Income Tax Tips for Freelancers & Self-Employed – FY 2025-26

Last Updated: June 2026 — FY 2025-26 (AY 2026-27)

Freelancers and self-employed professionals have unique tax obligations. Here are the most important tax tips to minimise your tax bill and stay compliant.

1. Opt for Presumptive Taxation (Section 44ADA)

If your gross professional receipts are up to Rs. 75 lakh, declare 50% as profit under Section 44ADA. No books of accounts needed, no audit required — a huge simplification.

2. Pay Advance Tax on Time

Freelancers must pay advance tax if total tax exceeds Rs. 10,000. Pay in 4 instalments (15 Jun, 15 Sep, 15 Dec, 15 Mar). Missing advance tax attracts interest under Section 234B and 234C.

3. Deduct All Business Expenses

If not using 44ADA, you can deduct actual business expenses: internet, software subscriptions, co-working space rent, equipment, travel, phone, and professional development.

4. Invest in NPS for Extra Deduction

Contribute to NPS and claim Rs. 50,000 extra deduction under Section 80CCD(1B) — over and above the Rs. 1.5 lakh 80C limit. Available under Old Regime.

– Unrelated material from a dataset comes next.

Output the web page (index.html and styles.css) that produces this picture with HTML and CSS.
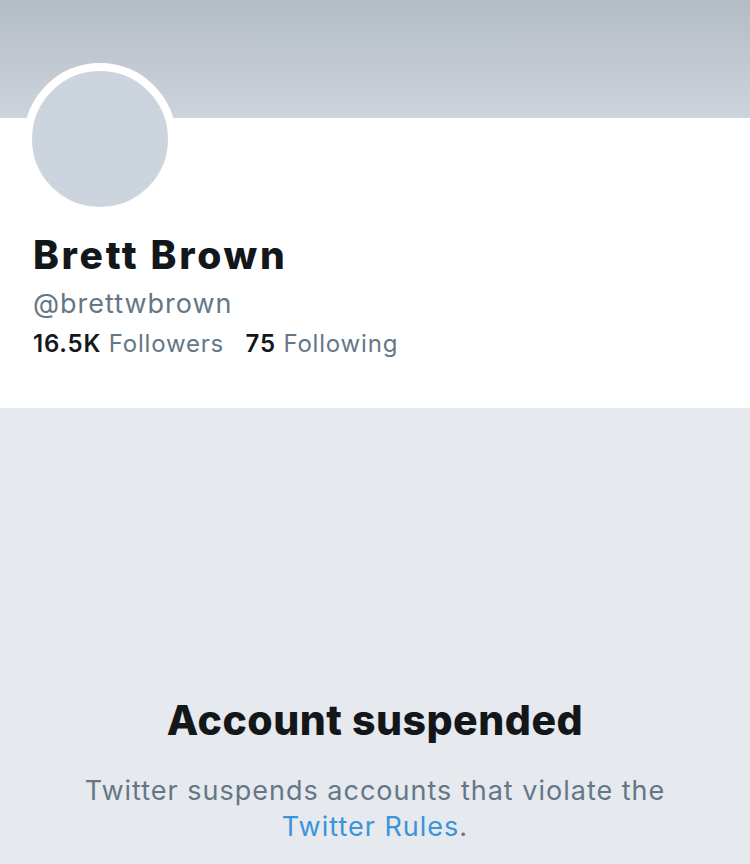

5. Choose the Right Tax Regime

Freelancers with income up to Rs. 12 lakh benefit from the New Tax Regime (zero tax via 87A rebate). Those with higher income and significant deductions should compare both regimes carefully.

6. File ITR-4 (Not ITR-1)

Freelancers must file ITR-4 (if using 44ADA) or ITR-3 (if maintaining books). Filing ITR-1 as a freelancer is incorrect and can attract a notice.